My daughter and I recently discovered, courtesy of another mom, a great show from the National Geographic channel called Brain Games. The series is a fascinating exploration of how our brains work. Much of what we’ve learned by watching so far has surprised the hell out of me.

One thing that didn’t surprise me, however, is the fact that our brains are amazingly adaptive machines that learn at an incredibly fast rate, but will atrophy if not properly exercised. I’m no expert, but it seems to me that brain training falls into two categories: strength and flexibility.

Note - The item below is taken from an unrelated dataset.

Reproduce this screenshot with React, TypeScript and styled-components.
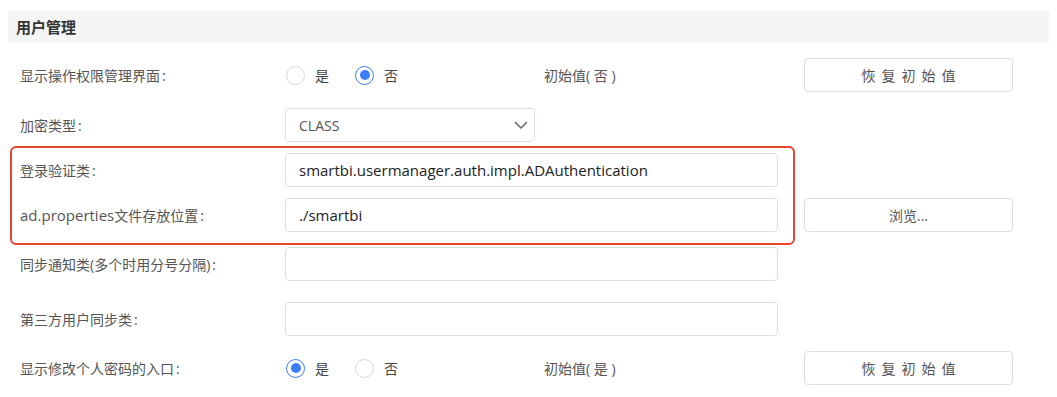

Strength exercises help you hone your memory, analysis, observation, and problem solving skills. I subscribe to a great brain-training tool called Lumosity to help me with these kinds of exercises. Using my desktop computer or their handy mobile app, I play fun games that are scientifically designed by neuroscientists to help me improve these basic mental skills. It’s easy, fun, and kind of addictive.

Flexibility exercises are the ones that help you improve how creatively you think. This is where the “outside the box” stuff comes in. One of the best ways to increase your thinking agility is to “think like a kid” by removing any assumptions you have about how a certain problem “should” or can be solved. A Brain Games episode we watched recently demonstrates the power of thinking like a kid by asking adults and kids to describe what they see in an abstract drawing. Adults can usually only come up with one or maybe two ideas, while kids can go on and on (and on!) as their imaginations rev up.

··• )o( •··

That’s kind of what ideas are all about, right? Imagination. And isn’t imagination the domain of a writer?

We writers ply our story trade by repeatedly asking the all-important question, “What if?” This deceivingly simple question is the key to opening a world of possibilities. Though the process may start slowly with a grinding of the wheels in your brain, once you get going all kinds of ideas jump out at you.

“Possibilities” – you may notice I’ve used that word a number of times in this post. That’s because ideas are about possibilities. Ideas aren’t intrinsically right or wrong, they are just potentialities to be explored and tested.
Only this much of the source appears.